Et c’est là qu’entre en scène le pardessus intemporel (circa 2009). Avec lui, c’était la première fois en près de dix ans que je décidais de m’offrir un beau vêtement, en renonçant à des dizaines d’achats inconséquents. La première fois que  j’acceptais de me dire, ok chérie, on arrête les conneries. Non pas que je les ai arrêté tout de suite. Mais avec ce manteau dans mon placard, c’était soudain comme avoir mon but sous les yeux. Non pas une armoire de luxe, ou remplie de « grands noms » (même si je l’ai cru à un moment) mais une armoire qui tienne la route, qui me rende heureuse, remplie uniquement de vêtements, d’accessoire, qui me feraient autant sourire que ce portefeuille, ce manteau, ce foulard.

Et bizarrement – ou peut-être pas, d’ailleurs – cette prise de conscience a aussi coïncidé avec une forme de lâcher prise graduel sur la notion d’intemporel. Car mon très beau manteau de 2009, tout aussi classique et qualitatif soit-il, à force de le porter et reporter, commence à montrer des signes d’usure qui le rendront prochainement peu glorieux.

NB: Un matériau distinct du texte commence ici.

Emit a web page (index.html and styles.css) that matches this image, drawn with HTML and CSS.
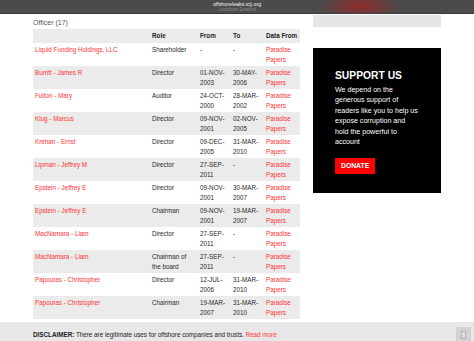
FILE: index.html
```html
<!DOCTYPE html>
<html>
<head>
<meta charset="utf-8">
<link rel="stylesheet" href="styles.css">
</head>
<body>
<header class="topbar">
  <div class="url">offshoreleaks.icij.org</div>
  <div class="lock">Lockdown Enabled</div>
</header>
<div class="page">
  <main class="main">
    <h2 class="count">Officer (17)</h2>
    <table class="officers">
      <colgroup>
        <col class="c-name"><col class="c-role"><col class="c-from"><col class="c-to"><col class="c-src">
      </colgroup>
      <thead>
        <tr><th></th><th>Role</th><th>From</th><th>To</th><th>Data From</th></tr>
      </thead>
      <tbody>
        <tr><td><a href="#">Liquid Funding Holdings, LLC</a></td><td>Shareholder</td><td>-</td><td>-</td><td><a href="#">Paradise Papers</a></td></tr>
        <tr><td><a href="#">Burritt - James R</a></td><td>Director</td><td>01-NOV-2003</td><td>30-MAY-2006</td><td><a href="#">Paradise Papers</a></td></tr>
        <tr><td><a href="#">Fulton - Mary</a></td><td>Auditor</td><td>24-OCT-2000</td><td>28-MAR-2002</td><td><a href="#">Paradise Papers</a></td></tr>
        <tr><td><a href="#">Klug - Marcus</a></td><td>Director</td><td>09-NOV-2001</td><td>02-NOV-2005</td><td><a href="#">Paradise Papers</a></td></tr>
        <tr><td><a href="#">Krehan - Ernst</a></td><td>Director</td><td>09-DEC-2005</td><td>31-MAR-2010</td><td><a href="#">Paradise Papers</a></td></tr>
        <tr><td><a href="#">Lipman - Jeffrey M</a></td><td>Director</td><td>27-SEP-2011</td><td>-</td><td><a href="#">Paradise Papers</a></td></tr>
        <tr><td><a href="#">Epstein - Jeffrey E</a></td><td>Director</td><td>09-NOV-2001</td><td>30-MAR-2007</td><td><a href="#">Paradise Papers</a></td></tr>
        <tr><td><a href="#">Epstein - Jeffrey E</a></td><td>Chairman</td><td>09-NOV-2001</td><td>19-MAR-2007</td><td><a href="#">Paradise Papers</a></td></tr>
        <tr><td><a href="#">MacNamara - Liam</a></td><td>Director</td><td>27-SEP-2011</td><td>-</td><td><a href="#">Paradise Papers</a></td></tr>
        <tr><td><a href="#">MacNamara - Liam</a></td><td>Chairman of the board</td><td>27-SEP-2011</td><td>-</td><td><a href="#">Paradise Papers</a></td></tr>
        <tr><td><a href="#">Papouras - Christopher</a></td><td>Director</td><td>12-JUL-2006</td><td>31-MAR-2010</td><td><a href="#">Paradise Papers</a></td></tr>
        <tr><td><a href="#">Papouras - Christopher</a></td><td>Chairman</td><td>19-MAR-2007</td><td>31-MAR-2010</td><td><a href="#">Paradise Papers</a></td></tr>
      </tbody>
    </table>
  </main>
  <aside class="side">
    <div class="ad"></div>
    <section class="support">
      <h3 class="support-title">SUPPORT US</h3>
      <p class="support-text">We depend on the generous support of readers like you to help us expose corruption and hold the powerful to account</p>
      <a class="donate" href="#">DONATE</a>
    </section>
  </aside>
</div>
<footer class="disclaimer">
  <p class="disclaimer-text"><strong>DISCLAIMER:</strong> There are legitimate uses for offshore companies and trusts. <a href="#">Read more</a></p>
  <span class="corner-btn"><span class="corner-inner"></span></span>
</footer>
</body>
</html>
```
FILE: styles.css
```css
* { box-sizing: border-box; }
html, body { margin: 0; padding: 0; }
body {
  font-family: "Liberation Sans", Arial, sans-serif;
  background: #fff;
  color: #222;
  width: 474px;
  height: 341px;
  overflow: hidden;
}
a { color: #f33; text-decoration: none; }

.topbar {
  height: 14px;
  background: radial-gradient(ellipse 40px 14px at 360px 6px, #8e2a2a 0%, rgba(142,42,42,0.6) 45%, rgba(75,75,75,0) 100%), #4b4b4b;
  border-bottom: 1px solid #3c3c3c;
  text-align: center;
  padding-top: 1px;
}
.url { font-size: 5.3px; line-height: 6px; color: #f2f2f2; }
.lock { font-size: 4.5px; line-height: 6px; color: #8a8a8a; }

.page {
  display: flex;
  gap: 13px;
  padding-left: 33px;
}
.main { width: 267px; padding-top: 2px; }
.count {
  margin: 0 0 0 0;
  font-size: 7px;
  line-height: 13px;
  font-weight: normal;
  color: #555;
}
.officers {
  width: 267px;
  table-layout: fixed;
  border-collapse: collapse;
  font-size: 6.3px;
  line-height: 9.5px;
}
.c-name { width: 117px; }
.c-role { width: 48px; }
.c-from { width: 33px; }
.c-to { width: 33px; }
.c-src { width: 36px; }
.officers th, .officers td {
  text-align: left;
  vertical-align: top;
  padding: 2px 2px 2px 2px;
}
.officers th { font-weight: bold; color: #222; height: 14px; }
.officers thead tr { background: #ebebeb; }
.officers td { height: 23px; color: #2a2a2a; }
.officers tbody tr:nth-child(even) { background: #ebebeb; }

.side { width: 128px; padding-top: 1px; }
.ad { height: 12px; background: #e6e6e6; }
.support {
  margin-top: 21px;
  height: 145px;
  background: #000;
  color: #fff;
  padding: 21px 22px 0 22px;
}
.support-title {
  margin: 0 0 3px 0;
  font-size: 10.3px;
  line-height: 13px;
  font-weight: bold;
}
.support-text {
  margin: 0 0 7px 0;
  font-size: 7.1px;
  line-height: 10.4px;
}
.donate {
  display: inline-block;
  background: #f00;
  color: #fff;
  font-weight: bold;
  font-size: 6.8px;
  height: 16px;
  line-height: 16px;
  padding: 0 6px;
}

.disclaimer {
  position: fixed;
  left: 0;
  right: 0;
  bottom: 0;
  height: 19px;
  background: #e8e8e8;
  display: flex;
  align-items: flex-start;
  padding-left: 33px;
}
.disclaimer-text {
  margin: 0;
  padding-top: 6px;
  font-size: 6.3px;
  line-height: 13px;
  color: #222;
}
.corner-btn {
  margin-left: auto;
  margin-right: 3px;
  margin-top: 5px;
  width: 15px;
  height: 15px;
  background: #d2d2d2;
  display: flex;
  align-items: center;
  justify-content: center;
}
.corner-inner {
  width: 5px;
  height: 8px;
  border: 1px solid #b5b5b5;
  background: #dedede;
}
```
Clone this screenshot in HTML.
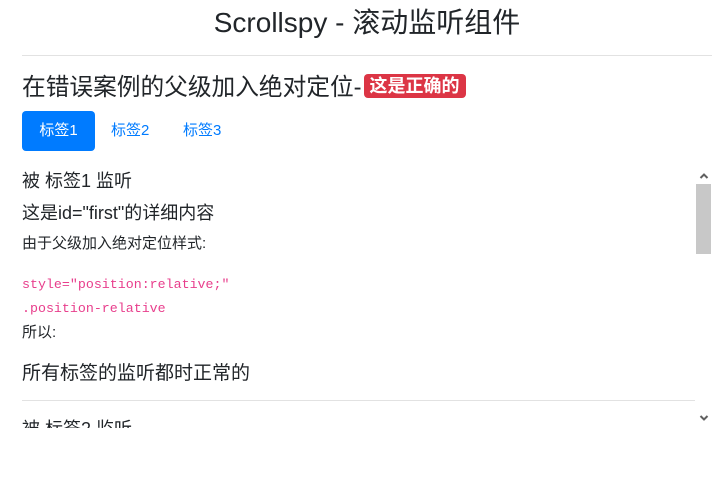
<!DOCTYPE html>
<html><head><meta charset="utf-8"><style>
body{margin:0;width:724px;height:485px;background:#fff;font-family:"Liberation Sans","Noto Sans CJK SC",sans-serif;color:#212529;position:relative;overflow:hidden}
.a{position:absolute;white-space:nowrap}
.code{font-family:"Liberation Mono","DejaVu Sans Mono",monospace;color:#e83e8c;font-size:13.3px}
</style></head><body>
<div class="a" style="left:0;width:734px;text-align:center;top:5px;font-size:28px;line-height:36px">Scrollspy - 滚动监听组件</div>
<div class="a" style="left:22px;width:690px;top:55px;border-top:1px solid #e2e2e2"></div>
<div class="a" style="left:22px;top:72px;font-size:23.7px;line-height:32px">在错误案例的父级加入绝对定位-<span style="display:inline-block;margin-left:2px;background:#dc3545;color:#fff;font-weight:bold;font-size:18px;line-height:22px;padding:1px 6px;border-radius:4px;vertical-align:3px">这是正确的</span></div>
<div class="a" style="left:22px;top:111px;width:73px;height:40px;background:#007bff;border-radius:4px;color:#fff;font-size:15px;line-height:40px;text-align:center">标签1</div>
<div class="a" style="left:111px;top:111px;color:#007bff;font-size:15px;line-height:40px">标签2</div>
<div class="a" style="left:183px;top:111px;color:#007bff;font-size:15px;line-height:40px">标签3</div>
<div class="a" style="left:22px;top:168px;font-size:18px;line-height:26px">被 标签1 监听</div>
<div class="a" style="left:22px;top:200px;font-size:18px;line-height:26px">这是id="first"的详细内容</div>
<div class="a" style="left:22px;top:234px;font-size:15px;line-height:20px">由于父级加入绝对定位样式:</div>
<div class="a code" style="left:22px;top:277px;line-height:16px">style="position:relative;"</div>
<div class="a code" style="left:22px;top:301px;line-height:16px">.position-relative</div>
<div class="a" style="left:22px;top:323px;font-size:15px;line-height:20px">所以:</div>
<div class="a" style="left:22px;top:361px;font-size:19px;line-height:26px">所有标签的监听都时正常的</div>
<div class="a" style="left:22px;width:673px;top:400px;border-top:1px solid #e2e2e2"></div>
<div class="a" style="left:22px;top:416px;height:12px;overflow:hidden;font-size:18px;line-height:26px">被 标签2 监听</div>
<div class="a" style="left:696px;top:168px;width:16px;height:260px;background:#fff"></div>
<div class="a" style="left:696px;top:184px;width:15px;height:70px;background:#c8c8c8"></div>
<svg class="a" style="left:699px;top:172px" width="10" height="8"><path d="M1.5 6 L5 2.5 L8.5 6" stroke="#606060" stroke-width="2" fill="none"/></svg>
<svg class="a" style="left:699px;top:414px" width="10" height="8"><path d="M1.5 2 L5 5.5 L8.5 2" stroke="#606060" stroke-width="2" fill="none"/></svg>
</body></html>
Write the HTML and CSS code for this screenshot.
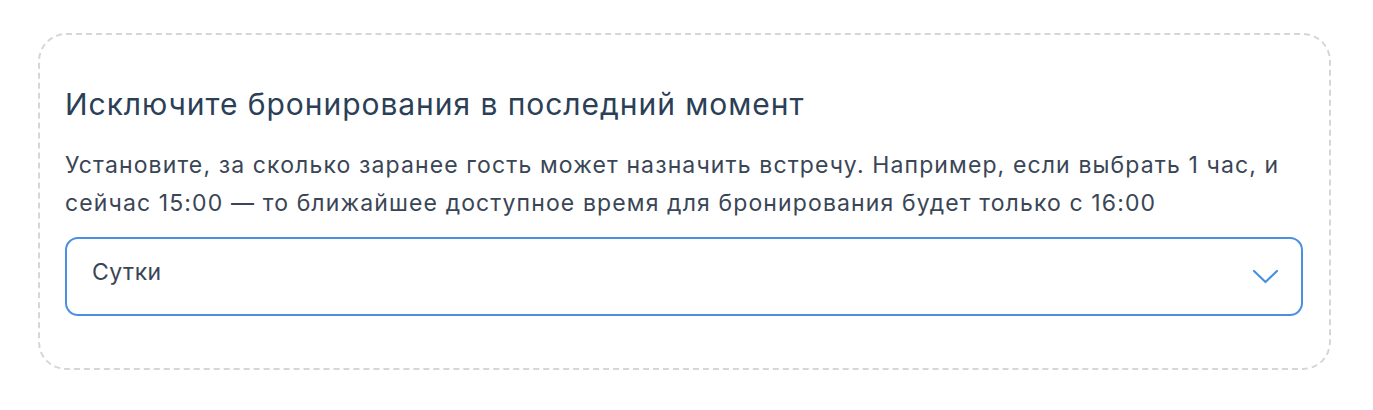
FILE: index.html
```html
<!DOCTYPE html>
<html lang="ru">
<head>
    <meta charset="UTF-8">
    <meta name="viewport" content="width=device-width, initial-scale=1.0">
    <title>Бронирование</title>
    <link rel="stylesheet" href="styles.css">
</head>
<body>
    <div class="card">
        <p class="title">Исключите бронирования в последний момент</p>
        <p class="desc">Установите, за сколько заранее гость может назначить встречу. Например, если выбрать 1 час, и сейчас 15:00 — то ближайшее доступное время для бронирования будет только с 16:00</p>
        <div class="select">
            <span class="select-value">Сутки</span>
            <svg class="chevron" width="27" height="15" viewBox="0 0 27 15" fill="none">
                <path d="M2 2 L13.5 13 L25 2" stroke="#4a90e2" stroke-width="2.2" stroke-linecap="round" stroke-linejoin="round"/>
            </svg>
        </div>
    </div>
</body>
</html>
```

FILE: styles.css
```css
body{
    margin: 0;
    background-color: white;
    font-family: Inter, "Noto Sans", sans-serif;
}
.card{
    margin: 33px 42px 0 38px;
    padding: 49px 26px 52px 25px;
    border: 2px dashed #d6d6d6;
    border-radius: 28px;
}
.title{
    margin: 0 0 22px 0;
    font-size: 30px;
    line-height: 40px;
    letter-spacing: 0.95px;
    color: #2b4057;
}
.desc{
    margin: 0;
    font-size: 23px;
    line-height: 38px;
    letter-spacing: 1.12px;
    color: #3a4656;
}
.select{
    margin-top: 15px;
    height: 75px;
    display: flex;
    justify-content: space-between;
    align-items: center;
    padding: 0 22px 0 25px;
    border: 2px solid #4a90e2;
    border-radius: 13px;
}
.select-value{
    margin-bottom: 10px;
    font-size: 23px;
    letter-spacing: 0.5px;
    color: #3a4656;
}
```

Est-ce un drame, un échec ? Non, juste le cycle normal d’un placard. A l’époque de l’achat de mon foulard, lorsque j’achetais en toute sérénité, je le faisais sans rêve que les objets durent une vie. Je portais mon jean brut, mes Adidas, mes Petit Bateau, jusqu’à ce qu’ils ne soient plus présentables, puis je les remplaçais, reconnaissante d’avoir été si bien servie par ces achats. Aujourd’hui, j’ai retrouvé cet uniforme de mes vingt ans (« la boucle est bouclée », etc. ), j’ai remis en pratique le principe enseigné par mes grands-mères (investir dans un manteau et des chaussures de qualité), et je me dis qu’hormis quelques exceptions (mes bijoux portés au quotidien, ma besace en cuir), il n’y a rien de fondamentalement increvable dans mon armoire. Et que le renouvellement de ces vêtements, du moment qu’il se fait au fil de l’usure et non par caprice,  n’a rien que de très naturel.